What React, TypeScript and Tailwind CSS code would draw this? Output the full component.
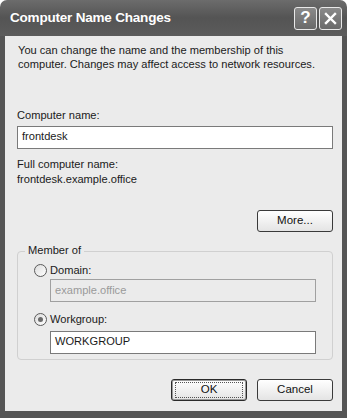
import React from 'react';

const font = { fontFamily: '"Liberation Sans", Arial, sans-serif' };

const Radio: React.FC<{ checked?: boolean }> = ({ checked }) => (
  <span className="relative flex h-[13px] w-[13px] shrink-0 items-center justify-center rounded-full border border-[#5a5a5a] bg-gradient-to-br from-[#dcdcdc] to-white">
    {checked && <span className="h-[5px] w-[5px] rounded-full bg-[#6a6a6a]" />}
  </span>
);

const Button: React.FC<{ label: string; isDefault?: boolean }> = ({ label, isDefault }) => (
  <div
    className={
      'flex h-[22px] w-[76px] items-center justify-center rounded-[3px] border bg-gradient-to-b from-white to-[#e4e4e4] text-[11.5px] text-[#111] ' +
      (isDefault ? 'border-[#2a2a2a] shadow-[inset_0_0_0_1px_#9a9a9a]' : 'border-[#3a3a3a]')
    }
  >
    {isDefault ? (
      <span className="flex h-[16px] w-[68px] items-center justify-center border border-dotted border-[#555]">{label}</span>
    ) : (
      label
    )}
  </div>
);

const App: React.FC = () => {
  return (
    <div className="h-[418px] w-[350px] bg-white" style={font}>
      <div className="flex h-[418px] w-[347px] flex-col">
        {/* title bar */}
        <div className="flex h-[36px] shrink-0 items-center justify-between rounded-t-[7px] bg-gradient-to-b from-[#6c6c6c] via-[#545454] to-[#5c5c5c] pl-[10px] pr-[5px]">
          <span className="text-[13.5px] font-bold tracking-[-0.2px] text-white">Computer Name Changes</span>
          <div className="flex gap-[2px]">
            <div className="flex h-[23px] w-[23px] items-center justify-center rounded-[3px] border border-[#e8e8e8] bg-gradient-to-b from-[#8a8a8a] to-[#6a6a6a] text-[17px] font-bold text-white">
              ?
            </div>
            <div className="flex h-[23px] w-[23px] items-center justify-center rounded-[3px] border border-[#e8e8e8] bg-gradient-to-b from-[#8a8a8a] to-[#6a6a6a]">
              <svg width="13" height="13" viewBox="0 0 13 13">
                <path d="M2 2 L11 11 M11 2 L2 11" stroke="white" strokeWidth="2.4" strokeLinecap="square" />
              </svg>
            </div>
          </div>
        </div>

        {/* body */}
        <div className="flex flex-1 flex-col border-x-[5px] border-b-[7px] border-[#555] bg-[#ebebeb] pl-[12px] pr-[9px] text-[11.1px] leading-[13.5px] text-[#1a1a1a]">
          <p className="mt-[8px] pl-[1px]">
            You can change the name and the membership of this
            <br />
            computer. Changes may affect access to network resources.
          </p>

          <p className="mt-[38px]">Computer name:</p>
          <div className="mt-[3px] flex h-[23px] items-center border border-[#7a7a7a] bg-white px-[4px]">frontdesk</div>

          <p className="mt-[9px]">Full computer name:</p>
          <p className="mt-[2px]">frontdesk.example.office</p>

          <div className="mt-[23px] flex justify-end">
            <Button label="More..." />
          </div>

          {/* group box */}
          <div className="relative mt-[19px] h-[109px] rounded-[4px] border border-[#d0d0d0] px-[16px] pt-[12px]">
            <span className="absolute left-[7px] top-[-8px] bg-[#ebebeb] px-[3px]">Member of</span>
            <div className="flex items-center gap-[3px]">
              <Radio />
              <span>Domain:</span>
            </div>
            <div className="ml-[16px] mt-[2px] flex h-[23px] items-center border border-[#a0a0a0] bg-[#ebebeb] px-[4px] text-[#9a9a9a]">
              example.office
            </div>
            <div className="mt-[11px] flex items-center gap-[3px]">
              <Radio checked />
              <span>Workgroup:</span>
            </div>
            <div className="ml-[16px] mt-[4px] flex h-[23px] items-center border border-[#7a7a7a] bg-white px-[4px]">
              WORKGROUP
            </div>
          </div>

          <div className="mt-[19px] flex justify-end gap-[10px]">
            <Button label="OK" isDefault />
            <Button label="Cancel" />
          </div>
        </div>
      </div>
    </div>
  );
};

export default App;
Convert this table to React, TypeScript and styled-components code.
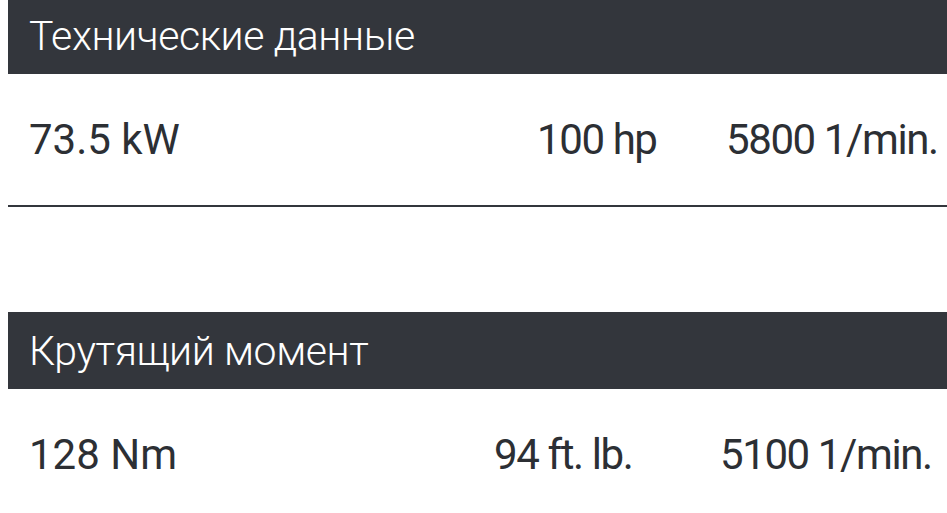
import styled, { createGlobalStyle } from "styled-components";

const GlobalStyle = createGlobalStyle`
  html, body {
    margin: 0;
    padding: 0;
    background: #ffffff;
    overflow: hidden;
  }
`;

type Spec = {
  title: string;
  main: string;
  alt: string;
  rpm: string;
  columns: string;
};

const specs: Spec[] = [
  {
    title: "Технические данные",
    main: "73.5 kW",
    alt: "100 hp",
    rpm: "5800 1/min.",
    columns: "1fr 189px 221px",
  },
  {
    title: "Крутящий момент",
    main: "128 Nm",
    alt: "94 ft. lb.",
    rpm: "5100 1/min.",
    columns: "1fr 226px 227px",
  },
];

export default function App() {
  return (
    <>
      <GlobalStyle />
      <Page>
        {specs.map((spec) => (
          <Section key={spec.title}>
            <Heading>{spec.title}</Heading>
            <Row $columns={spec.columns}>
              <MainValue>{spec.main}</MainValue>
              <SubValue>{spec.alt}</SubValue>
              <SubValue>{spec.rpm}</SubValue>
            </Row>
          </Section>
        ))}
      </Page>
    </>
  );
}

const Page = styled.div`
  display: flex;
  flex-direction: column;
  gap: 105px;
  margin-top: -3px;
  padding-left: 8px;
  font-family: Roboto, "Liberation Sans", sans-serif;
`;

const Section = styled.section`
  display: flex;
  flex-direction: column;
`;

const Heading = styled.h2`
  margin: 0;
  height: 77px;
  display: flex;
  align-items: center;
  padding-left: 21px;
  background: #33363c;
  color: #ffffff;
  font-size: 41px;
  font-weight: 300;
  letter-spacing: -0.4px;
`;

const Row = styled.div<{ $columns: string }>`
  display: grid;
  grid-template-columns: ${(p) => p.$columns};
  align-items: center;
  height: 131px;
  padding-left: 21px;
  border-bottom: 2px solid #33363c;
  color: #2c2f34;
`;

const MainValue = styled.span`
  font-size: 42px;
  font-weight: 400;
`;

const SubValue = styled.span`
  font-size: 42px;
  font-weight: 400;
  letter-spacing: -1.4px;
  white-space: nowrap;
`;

==

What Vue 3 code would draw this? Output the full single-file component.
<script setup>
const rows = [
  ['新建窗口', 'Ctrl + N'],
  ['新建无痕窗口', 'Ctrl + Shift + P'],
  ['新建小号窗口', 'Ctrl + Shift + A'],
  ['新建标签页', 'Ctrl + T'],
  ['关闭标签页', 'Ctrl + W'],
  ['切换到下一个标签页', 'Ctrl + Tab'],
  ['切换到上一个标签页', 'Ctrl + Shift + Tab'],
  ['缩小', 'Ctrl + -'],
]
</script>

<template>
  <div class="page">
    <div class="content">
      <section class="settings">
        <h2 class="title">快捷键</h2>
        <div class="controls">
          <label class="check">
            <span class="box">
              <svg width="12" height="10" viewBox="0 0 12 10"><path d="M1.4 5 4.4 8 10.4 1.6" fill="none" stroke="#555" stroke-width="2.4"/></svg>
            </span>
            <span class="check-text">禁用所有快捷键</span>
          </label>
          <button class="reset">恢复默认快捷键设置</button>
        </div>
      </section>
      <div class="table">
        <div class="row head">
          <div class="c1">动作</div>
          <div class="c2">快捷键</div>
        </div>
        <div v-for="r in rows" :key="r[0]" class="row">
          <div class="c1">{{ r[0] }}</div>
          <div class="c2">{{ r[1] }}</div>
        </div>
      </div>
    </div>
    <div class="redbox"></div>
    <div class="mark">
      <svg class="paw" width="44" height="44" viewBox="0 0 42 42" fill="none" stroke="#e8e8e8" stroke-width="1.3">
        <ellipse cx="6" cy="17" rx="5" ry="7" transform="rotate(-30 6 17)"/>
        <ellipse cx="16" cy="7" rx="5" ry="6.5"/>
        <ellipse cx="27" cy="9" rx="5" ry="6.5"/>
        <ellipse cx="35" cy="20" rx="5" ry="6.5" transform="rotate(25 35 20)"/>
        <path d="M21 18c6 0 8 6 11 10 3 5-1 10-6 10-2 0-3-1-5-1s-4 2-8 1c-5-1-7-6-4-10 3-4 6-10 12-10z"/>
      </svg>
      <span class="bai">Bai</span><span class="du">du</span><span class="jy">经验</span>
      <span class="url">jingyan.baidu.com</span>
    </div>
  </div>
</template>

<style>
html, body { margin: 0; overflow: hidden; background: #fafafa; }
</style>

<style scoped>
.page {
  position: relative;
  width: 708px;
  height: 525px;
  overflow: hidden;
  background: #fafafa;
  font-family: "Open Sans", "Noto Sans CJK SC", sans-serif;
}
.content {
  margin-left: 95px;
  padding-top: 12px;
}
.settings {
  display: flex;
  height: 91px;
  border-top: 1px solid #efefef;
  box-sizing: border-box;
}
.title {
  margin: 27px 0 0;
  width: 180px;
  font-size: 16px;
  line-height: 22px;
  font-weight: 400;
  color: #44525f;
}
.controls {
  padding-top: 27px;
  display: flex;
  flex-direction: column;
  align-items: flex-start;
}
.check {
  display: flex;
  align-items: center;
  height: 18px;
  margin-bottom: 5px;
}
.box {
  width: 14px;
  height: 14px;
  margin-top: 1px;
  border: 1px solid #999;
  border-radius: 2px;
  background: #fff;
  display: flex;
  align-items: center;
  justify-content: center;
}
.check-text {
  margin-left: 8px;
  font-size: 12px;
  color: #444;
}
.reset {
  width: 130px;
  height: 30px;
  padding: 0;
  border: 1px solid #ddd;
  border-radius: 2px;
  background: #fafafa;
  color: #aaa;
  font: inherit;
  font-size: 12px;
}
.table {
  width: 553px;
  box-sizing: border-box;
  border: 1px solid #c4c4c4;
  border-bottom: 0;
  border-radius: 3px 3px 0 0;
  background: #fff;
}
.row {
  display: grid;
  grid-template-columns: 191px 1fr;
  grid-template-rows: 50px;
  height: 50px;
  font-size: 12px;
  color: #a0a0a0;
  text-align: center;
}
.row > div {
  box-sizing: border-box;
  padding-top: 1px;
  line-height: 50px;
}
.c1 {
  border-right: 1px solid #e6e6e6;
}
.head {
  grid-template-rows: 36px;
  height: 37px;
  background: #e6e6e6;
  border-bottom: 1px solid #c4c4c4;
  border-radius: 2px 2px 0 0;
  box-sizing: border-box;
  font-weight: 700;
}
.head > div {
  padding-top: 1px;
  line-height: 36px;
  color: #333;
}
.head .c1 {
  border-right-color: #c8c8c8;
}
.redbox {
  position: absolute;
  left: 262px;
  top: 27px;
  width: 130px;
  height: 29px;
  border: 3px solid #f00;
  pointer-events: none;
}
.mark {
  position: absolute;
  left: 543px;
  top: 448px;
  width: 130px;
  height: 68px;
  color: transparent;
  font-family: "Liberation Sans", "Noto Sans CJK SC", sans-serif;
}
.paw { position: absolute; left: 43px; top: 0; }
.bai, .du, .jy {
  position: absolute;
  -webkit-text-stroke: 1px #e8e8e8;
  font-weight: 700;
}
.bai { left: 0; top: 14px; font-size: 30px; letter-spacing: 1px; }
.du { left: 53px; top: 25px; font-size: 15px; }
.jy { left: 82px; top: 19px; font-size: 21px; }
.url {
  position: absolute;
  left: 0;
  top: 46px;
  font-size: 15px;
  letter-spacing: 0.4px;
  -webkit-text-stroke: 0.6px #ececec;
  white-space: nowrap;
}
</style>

...

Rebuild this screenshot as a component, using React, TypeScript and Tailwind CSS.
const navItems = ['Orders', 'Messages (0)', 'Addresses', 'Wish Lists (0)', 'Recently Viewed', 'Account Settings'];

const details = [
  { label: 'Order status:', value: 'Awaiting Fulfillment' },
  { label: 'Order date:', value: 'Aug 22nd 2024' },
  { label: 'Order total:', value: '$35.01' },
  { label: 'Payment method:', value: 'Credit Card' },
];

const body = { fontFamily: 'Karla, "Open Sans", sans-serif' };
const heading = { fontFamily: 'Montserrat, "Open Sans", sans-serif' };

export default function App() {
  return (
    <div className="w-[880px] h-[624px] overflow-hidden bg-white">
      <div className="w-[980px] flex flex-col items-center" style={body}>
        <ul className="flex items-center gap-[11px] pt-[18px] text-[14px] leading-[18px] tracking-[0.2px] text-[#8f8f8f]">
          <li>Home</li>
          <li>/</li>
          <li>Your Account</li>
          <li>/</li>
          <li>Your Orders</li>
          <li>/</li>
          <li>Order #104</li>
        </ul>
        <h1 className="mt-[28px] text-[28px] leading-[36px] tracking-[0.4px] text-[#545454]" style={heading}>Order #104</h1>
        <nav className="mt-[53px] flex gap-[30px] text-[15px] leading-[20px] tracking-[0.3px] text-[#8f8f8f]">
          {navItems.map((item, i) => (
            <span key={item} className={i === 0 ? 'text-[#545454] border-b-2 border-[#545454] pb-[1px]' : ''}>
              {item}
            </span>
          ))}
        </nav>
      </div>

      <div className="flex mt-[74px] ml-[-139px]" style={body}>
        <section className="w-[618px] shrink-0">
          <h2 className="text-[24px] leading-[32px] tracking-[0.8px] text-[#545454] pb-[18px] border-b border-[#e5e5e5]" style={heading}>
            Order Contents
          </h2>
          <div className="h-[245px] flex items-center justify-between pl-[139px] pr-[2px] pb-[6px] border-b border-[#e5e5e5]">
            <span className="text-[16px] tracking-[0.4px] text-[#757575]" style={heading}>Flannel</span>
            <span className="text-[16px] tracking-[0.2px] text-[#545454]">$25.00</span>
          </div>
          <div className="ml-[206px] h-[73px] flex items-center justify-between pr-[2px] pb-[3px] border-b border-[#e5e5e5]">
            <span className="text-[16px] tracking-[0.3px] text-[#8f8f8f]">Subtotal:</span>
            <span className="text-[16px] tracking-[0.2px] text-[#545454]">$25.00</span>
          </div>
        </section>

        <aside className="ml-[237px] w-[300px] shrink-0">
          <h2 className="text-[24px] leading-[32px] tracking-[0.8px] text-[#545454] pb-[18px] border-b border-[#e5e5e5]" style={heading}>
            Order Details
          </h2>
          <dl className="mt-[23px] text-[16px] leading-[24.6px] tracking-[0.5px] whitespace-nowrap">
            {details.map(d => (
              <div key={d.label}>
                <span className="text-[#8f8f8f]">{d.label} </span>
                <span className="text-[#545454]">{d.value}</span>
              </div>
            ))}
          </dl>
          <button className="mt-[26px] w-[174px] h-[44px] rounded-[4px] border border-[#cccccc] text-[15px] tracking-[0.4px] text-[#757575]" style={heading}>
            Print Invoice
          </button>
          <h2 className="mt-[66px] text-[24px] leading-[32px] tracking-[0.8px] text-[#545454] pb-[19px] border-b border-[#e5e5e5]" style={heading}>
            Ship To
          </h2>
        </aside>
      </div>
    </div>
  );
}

WORK TO COMPLETE -
Tell how many lines in the records above contain "would", giving the number and no other words.

FINAL RESULT -
2